Despite not clinching that majority which Labour, and the country, needs, Corbyn has completely defied the odds and delivered the winning result of the night. Within the party, Corbyn’s position and mandate as Labour Leader is strong and stable, without a shadow of a doubt. After the decades-long ideological battle for the soul of the Labour Party, between the Blairite centrists and the left-wing socialists, it’s looking as if Corbyn’s team have won out.
When Corbyn was elected, I was a big fan. I thought he was a breath of fresh air, offering a clear vision for a different kind of UK. As his tenure drudged on, I lost confidence. I considered him weak and ineffectual, a boring public speaker, and to be contributing to a terminal decline of the Labour Party. I made an entire video on it.
However, over the course of the campaign, my view has done a 180. He’s shown that he is an incredibly effective campaigner who can lead an alternative government with credible and interesting policies – policies which the country desperately needs. He’s utterly outperformed expectations. Let’s hope he continues to do so in the coming weeks and months, as it’s become clear that…
Theresa May is Done
Theresa May will not be Prime Minister for much longer, rendering her one of the shortest-serving PM’s in modern British history. To think that we’re now here, after the year-long speculation over what kind of iron grip May would have on the Conservative Party, over what kind of ideological shift she would oversee.

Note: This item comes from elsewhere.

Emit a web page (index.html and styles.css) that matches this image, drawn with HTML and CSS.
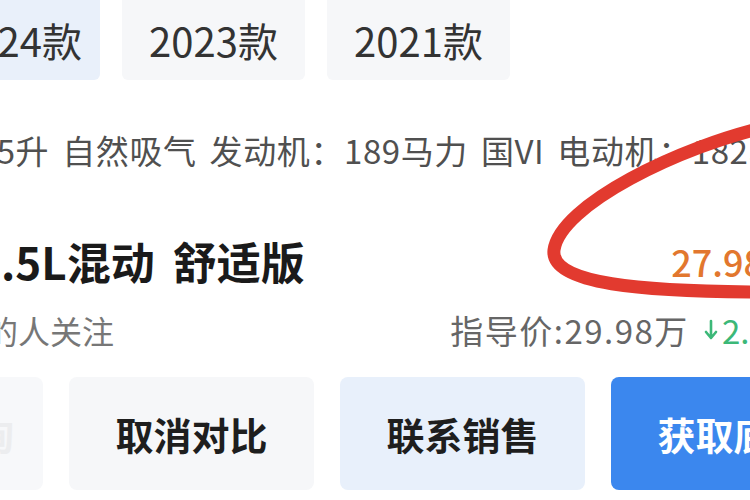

But now her position is untenable. She called this snap election with the sole purpose of increasing the majority secured by David Cameron, with the wide expectation that she would bump it up massively – and she’s completely blown it. She’ll be running a minority government with support from the DUP, a bigoted far-right Northern Ireland party that a majority of the English electorate probably didn’t even know existed until this morning. She based her entire campaign on offering strong and stable leadership, yet it is now her having to form a coalition of chaos.